_Your instructions_
Take the lines from the top down to and including the one with "const starPath = 'M0" and repeat them exactly. Omit images.

_Data excerpt_
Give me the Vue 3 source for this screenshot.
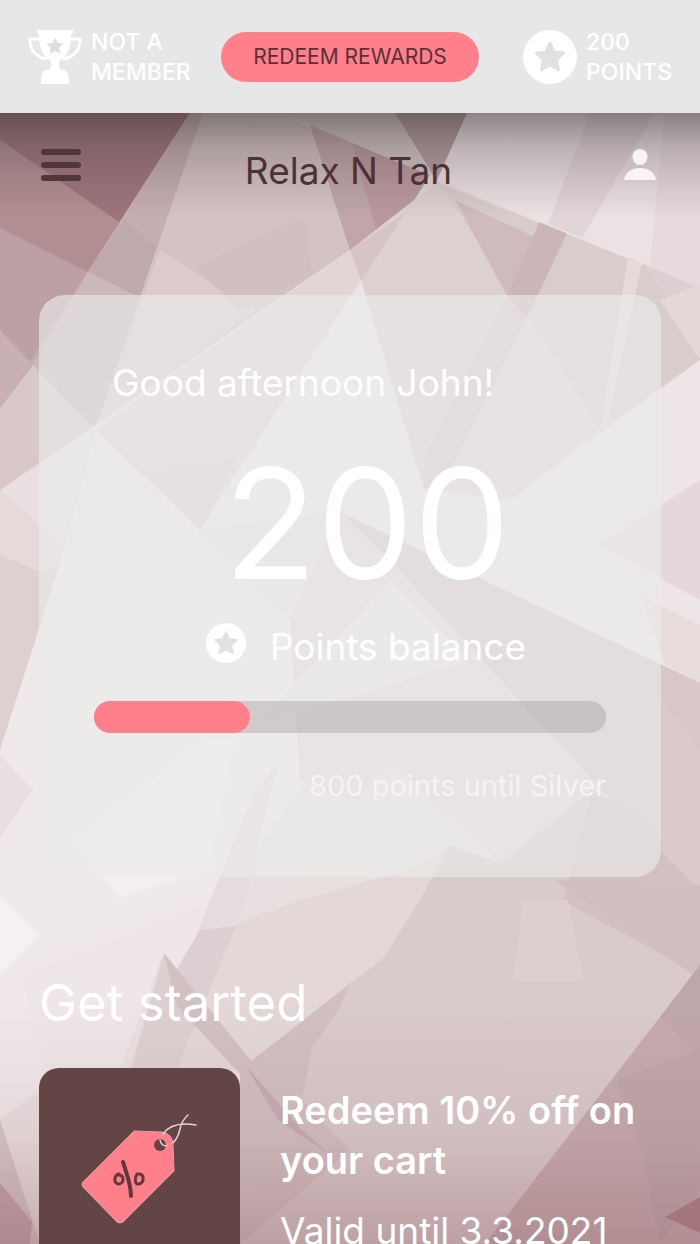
<script setup>
const member = { status: ['NOT A', 'MEMBER'], name: 'John', points: 200, nextTier: 'Silver', remaining: 800 }
const progress = 30.4
const starPath = 'M0 -15 L4.6 -5.4 L15 -4.4 L7.3 3 L9.3 14 L0 8.8 L-9.3 14 L-7.3 3 L-15 -4.4 L-4.6 -5.4 Z'

const facets = [
  { p: '0,113 190,113 0,408', c: '#9d757b' },
  { p: '0,140 135,233 118,260 0,408', c: '#b18e92' },
  { p: '0,228 88,272 0,408', c: '#bda0a4' },
  { p: '0,330 33,365 0,408', c: '#c9b0b3' },
  { p: '190,113 203,113 145,300 96,456 0,490 0,408', c: '#c4aeb0' },
  { p: '124,220 160,250 145,300 88,272', c: '#bfa9ab' },
  { p: '88,272 145,300 96,456 33,365', c: '#cbb8ba' },
  { p: '33,365 96,430 0,490 0,408', c: '#d9c8c8' },
  { p: '203,113 280,113 310,127 350,250 96,426', c: '#d4c3c4' },
  { p: '160,250 255,310 96,426', c: '#dccbcc' },
  { p: '195,267 290,222 306,222 312,275 240,310', c: '#d1bfc1' },
  { p: '310,125 430,175 405,215 350,250', c: '#b9999e' },
  { p: '310,125 352,143 377,233 350,250', c: '#c0a6a9' },
  { p: '280,113 395,113 432,176', c: '#d3c6c7' },
  { p: '395,113 467,113 437,182', c: '#b49da0' },
  { p: '350,250 0,490 0,1244 300,1244 600,430 430,380', c: '#e9dfe0' },
  { p: '437,182 350,250 424,490 600,430', c: '#ddd0d0' },
  { p: '405,213 350,250 361,281', c: '#d6c4c6' },
  { p: '437,182 700,288 700,360 600,430 530,320', c: '#dacccc' },
  { p: '455,200 552,245 512,305', c: '#cfbbbe' },
  { p: '540,220 567,233 527,318 508,295', c: '#cbb5b8' },
  { p: '508,295 527,318 455,465 424,490 425,455', c: '#d6c5c7' },
  { p: '527,318 600,430 510,500 440,490', c: '#dfd4d4' },
  { p: '467,113 700,113 700,288 437,180', c: '#ece1e3' },
  { p: '590,113 655,113 582,238 548,224', c: '#e2d6d8' },
  { p: '664,113 700,113 700,288 650,266', c: '#e6dadc' },
  { p: '628,257 642,263 606,430 600,430', c: '#e7d9da' },
  { p: '642,263 700,288 700,340', c: '#ddcfd1' },
  { p: '660,300 700,285 700,360', c: '#e5d7d7' },
  { p: '350,250 361,280 200,530 96,430', c: '#e1d5d6' },
  { p: '361,280 424,490 340,512 200,530', c: '#ece5e5' },
  { p: '96,430 200,530 290,620 210,760 50,600', c: '#ece5e5' },
  { p: '240,455 200,530 140,470', c: '#ddd1d1' },
  { p: '700,360 510,500 424,490 340,512 700,683', c: '#eee5e6' },
  { p: '700,480 600,545 700,600', c: '#e5d7da' },
  { p: '640,595 700,625 700,683 665,665', c: '#e9dcdd' },
  { p: '0,490 65,548 0,750', c: '#e5d9da' },
  { p: '0,555 40,572 62,562 0,750', c: '#decfd1' },
  { p: '65,548 0,750 0,980 220,900 350,720 290,620 200,560', c: '#f0e9e9' },
  { p: '205,738 75,840 118,898 210,870 235,738', c: '#f4eef0' },
  { p: '0,755 33,790 0,838', c: '#eadfe0' },
  { p: '0,980 0,1120 80,1060 160,960 220,900', c: '#f0e8e9' },
  { p: '0,895 40,935 0,975', c: '#f6f1f1' },
  { p: '340,512 700,683 700,960 555,880 400,640', c: '#d8c6c8' },
  { p: '340,512 390,560 662,855 500,863 300,780 290,620', c: '#e3d8d8' },
  { p: '390,582 470,660 340,700 260,720', c: '#ebe3e3' },
  { p: '390,760 500,864 410,870 280,900', c: '#e8dfdf' },
  { p: '555,878 590,790 640,815 700,885 700,975 560,900', c: '#d3c0c2' },
  { p: '662,853 700,890 700,750 662,700', c: '#dbcaca' },
  { p: '500,863 592,790 562,905 416,905 450,845', c: '#d9cacb' },
  { p: '450,845 420,900 382,960 350,983 240,1070 130,1070 163,955 195,940 300,900 410,870', c: '#e3d7d8' },
  { p: '210,900 195,940 175,980 163,953 120,1070 60,1110 20,975', c: '#efe6e7' },
  { p: '300,738 278,765 245,900 236,926 195,940 210,900 255,790', c: '#e6dcdd' },
  { p: '200,930 236,926 172,1080 132,1068 164,953 176,970', c: '#ddcfd1' },
  { p: '164,953 252,1062 240,1074 176,1005', c: '#d2c0c2' },
  { p: '420,900 560,900 700,975 485,1244 240,1244 240,1070 350,983 382,960', c: '#d9cacb' },
  { p: '555,900 523,900 513,981 584,981 568,900', c: '#ddcfcf' },
  { p: '555,880 700,885 700,965 692,974', c: '#d1bec1' },
  { p: '240,1070 350,984 338,1010 312,1048 302,1100 350,1150 240,1244', c: '#d1bfc1' },
  { p: '700,965 700,1244 485,1244', c: '#c5aaad' },
  { p: '660,1018 700,1055 700,965', c: '#bfa6a9' },
  { p: '245,1065 278,1120 330,1155 300,1128', c: '#c5acaf' },
  { p: '616,1080 700,1050 700,1190 660,1244 642,1150', c: '#bea6a9' },
  { p: '0,1120 40,1244 0,1244', c: '#d7c5c8' },
  { p: '0,1183 32,1222 30,1244 0,1244', c: '#c1a4a9' },
  { p: '665,1217 700,1197 700,1233', c: '#a97f84' },
]
</script>

<template>
  <div class="app">
    <svg class="backdrop" viewBox="0 0 700 1244" preserveAspectRatio="none" aria-hidden="true">
      <defs>
        <linearGradient id="shadeTop" x1="0" y1="0" x2="0" y2="1">
          <stop offset="0" stop-color="#342c2c" stop-opacity="0.52" />
          <stop offset="0.35" stop-color="#453a3b" stop-opacity="0.27" />
          <stop offset="1" stop-color="#5a484a" stop-opacity="0" />
        </linearGradient>
        <linearGradient id="shadeBottom" x1="0" y1="0" x2="0" y2="1">
          <stop offset="0" stop-color="#9a6970" stop-opacity="0" />
          <stop offset="0.55" stop-color="#9a6970" stop-opacity="0.12" />
          <stop offset="1" stop-color="#95666d" stop-opacity="0.42" />
        </linearGradient>
      </defs>
      <rect width="700" height="1244" fill="#e4d9da" />
      <polygon v-for="(f, i) in facets" :key="i" :points="f.p" :fill="f.c" />
      <rect y="113" width="700" height="105" fill="url(#shadeTop)" />
      <rect y="1000" width="700" height="244" fill="url(#shadeBottom)" />
    </svg>

    <div class="rewards-bar">
      <div class="stat">
        <svg class="stat-icon" viewBox="0 0 54 54" aria-hidden="true">
          <path fill="#fff" d="M9 0H45V3L43 5C43 17 40 25 33 30C30 32 30 37 33 40H37L40 43V47H41V54H13V47H14V43L17 40H21C24 37 24 32 21 30C14 25 11 17 11 5L9 3Z" />
          <path fill="none" stroke="#fff" stroke-width="3" stroke-linejoin="round" d="M12 9H2C2 20 8 27 19 29M42 9H52C52 20 46 27 35 29" />
          <path :d="starPath" transform="translate(27 16) scale(.56)" fill="#dedede" />
        </svg>
        <span>{{ member.status[0] }}<br />{{ member.status[1] }}</span>
      </div>
      <button class="redeem" type="button">REDEEM REWARDS</button>
      <div class="stat stat-end">
        <svg class="stat-icon" viewBox="0 0 54 54" aria-hidden="true">
          <circle cx="27" cy="27" r="27" fill="#fff" />
          <path :d="starPath" transform="translate(27 27) scale(.92)" fill="#e1e1e1" stroke="#e1e1e1" stroke-width="3" stroke-linejoin="round" />
        </svg>
        <span>{{ member.points }}<br />POINTS</span>
      </div>
    </div>

    <header class="header">
      <button class="icon-button" type="button" aria-label="Menu">
        <svg width="40" height="32" viewBox="0 0 40 32" aria-hidden="true">
          <path d="M3 3H37M3 16H37M3 29H37" stroke="#51363a" stroke-width="6" stroke-linecap="round" />
        </svg>
      </button>
      <h1>Relax N Tan</h1>
      <button class="icon-button profile" type="button" aria-label="Profile">
        <svg width="32" height="32" viewBox="0 0 32 32" aria-hidden="true">
          <ellipse cx="16" cy="8" rx="7.5" ry="8" fill="#f8f3f4" />
          <path d="M0 31C1 23 8 19 16 19S31 23 32 31Z" fill="#f8f3f4" />
        </svg>
      </button>
    </header>

    <main>
      <section class="card">
        <p class="greeting">Good afternoon {{ member.name }}!</p>
        <p class="total">{{ member.points }}</p>
        <p class="balance">
          <svg width="40" height="40" viewBox="0 0 54 54" aria-hidden="true">
            <circle cx="27" cy="27" r="27" fill="#fff" />
            <path :d="starPath" transform="translate(27 27)" fill="#e4e1e1" stroke="#e4e1e1" stroke-width="2" stroke-linejoin="round" />
          </svg>
          <span>Points balance</span>
        </p>
        <div class="track" role="progressbar" aria-label="Progress to next tier" :aria-valuenow="member.points" aria-valuemin="0" aria-valuemax="1000">
          <div class="fill" :style="{ width: progress + '%' }"></div>
        </div>
        <p class="until">{{ member.remaining }} points until {{ member.nextTier }}</p>
      </section>

      <h2>Get started</h2>
      <article class="offer">
        <div class="tile">
          <svg width="118" height="112" viewBox="0 0 118 112" aria-hidden="true">
            <path d="M53 17L81 18Q92 20 92 31L93 57L42 108Q39 110 36 108L2 73Q0 70 2 68Z" fill="#ff7f8a" stroke="#d9a3a6" stroke-width="1" stroke-linejoin="round" />
            <circle cx="79" cy="31" r="6" fill="#644546" />
            <path d="M79 26Q80 32 86 32M82 20Q91 7 115 11M107 1Q101 6 99 15T92 29" fill="none" stroke="#e3d3d2" stroke-width="1.5" stroke-linecap="round" />
            <path d="M42 48C45 58 50 70 50 82" fill="none" stroke="#60383c" stroke-width="4" stroke-linecap="round" />
            <path d="M38 60C33 61 32 70 38 70C43 70 44 60 37 61M56 60C53 65 54 71 58 70C64 69 63 59 58 60" fill="none" stroke="#60383c" stroke-width="3" stroke-linecap="round" />
          </svg>
        </div>
        <div class="offer-text">
          <h3>Redeem 10% off on your cart</h3>
          <p>Valid until 3.3.2021</p>
        </div>
      </article>
    </main>
  </div>
</template>

<style>
body {
  margin: 0;
}
</style>

<style scoped>
.app {
  position: relative;
  height: 100vh;
  overflow: hidden;
  font-family: Inter, "Liberation Sans", sans-serif;
  color: #fff;
}
.backdrop {
  position: absolute;
  inset: 0;
  width: 100%;
  height: 100%;
  z-index: -1;
}
h1, h2, h3, p {
  margin: 0;
  font-weight: 400;
}
button {
  font: inherit;
  border: 0;
  padding: 0;
  cursor: pointer;
}
.rewards-bar {
  display: grid;
  grid-template-columns: 1fr auto 1fr;
  align-items: center;
  box-sizing: border-box;
  height: 113px;
  padding: 0 28px;
  background: #e7e7e7;
}
.stat {
  display: flex;
  align-items: center;
  gap: 9px;
  font-size: 23px;
  font-weight: 500;
  line-height: 30px;
  white-space: nowrap;
}
.stat-end {
  justify-content: flex-end;
}
.stat-icon {
  flex: none;
  width: 54px;
  height: 54px;
}
.redeem {
  height: 50px;
  padding: 0 32px;
  border-radius: 25px;
  background: #ff7f8a;
  color: #593036;
  font-size: 21px;
}
.header {
  display: grid;
  grid-template-columns: 1fr auto 1fr;
  align-items: center;
  height: 104px;
  padding: 0 44px 0 41px;
  margin-bottom: 78px;
}
.header h1 {
  color: #4c3236;
  font-size: 37px;
  line-height: 48px;
  padding-top: 12px;
}
.icon-button {
  display: flex;
  background: none;
}
.profile {
  justify-content: flex-end;
}
main {
  padding: 0 39px;
}
.card {
  padding: 64px 55px 72px;
  border-radius: 26px;
  background: rgba(235, 234, 234, 0.64);
}
.greeting {
  padding-left: 18px;
  font-size: 37px;
  line-height: 48px;
}
.total {
  padding-left: 34px;
  margin-top: 22px;
  font-size: 153px;
  line-height: 190px;
  text-align: center;
}
.balance {
  display: flex;
  align-items: center;
  justify-content: center;
  gap: 24px;
  padding-left: 32px;
  font-size: 37px;
  line-height: 48px;
}
.balance span {
  padding-top: 4px;
  margin-bottom: -4px;
}
.track {
  height: 32px;
  margin-top: 34px;
  border-radius: 16px;
  background: rgba(100, 96, 98, 0.22);
}
.fill {
  height: 32px;
  border-radius: 16px;
  background: #ff7f8a;
}
.until {
  margin-top: 34px;
  color: #f7f2f3;
  font-size: 29px;
  line-height: 38px;
  text-align: right;
}
h2 {
  margin-top: 94px;
  font-size: 51px;
  line-height: 64px;
}
.offer {
  display: flex;
  gap: 40px;
  margin-top: 33px;
}
.tile {
  display: flex;
  align-items: center;
  justify-content: center;
  flex: none;
  width: 201px;
  height: 204px;
  border-radius: 20px;
  background: #644546;
}
.offer-text {
  padding-top: 17px;
}
.offer h3 {
  font-size: 38px;
  font-weight: 600;
  line-height: 50px;
}
.offer p {
  margin-top: 23px;
  font-size: 37px;
  line-height: 46px;
}
</style>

_Finished task_
Give me the Vue 3 source for this screenshot.
<script setup>
const member = { status: ['NOT A', 'MEMBER'], name: 'John', points: 200, nextTier: 'Silver', remaining: 800 }
const progress = 30.4
const starPath = 'M0 -15 L4.6 -5.4 L15 -4.4 L7.3 3 L9.3 14 L0 8.8 L-9.3 14 L-7.3 3 L-15 -4.4 L-4.6 -5.4 Z'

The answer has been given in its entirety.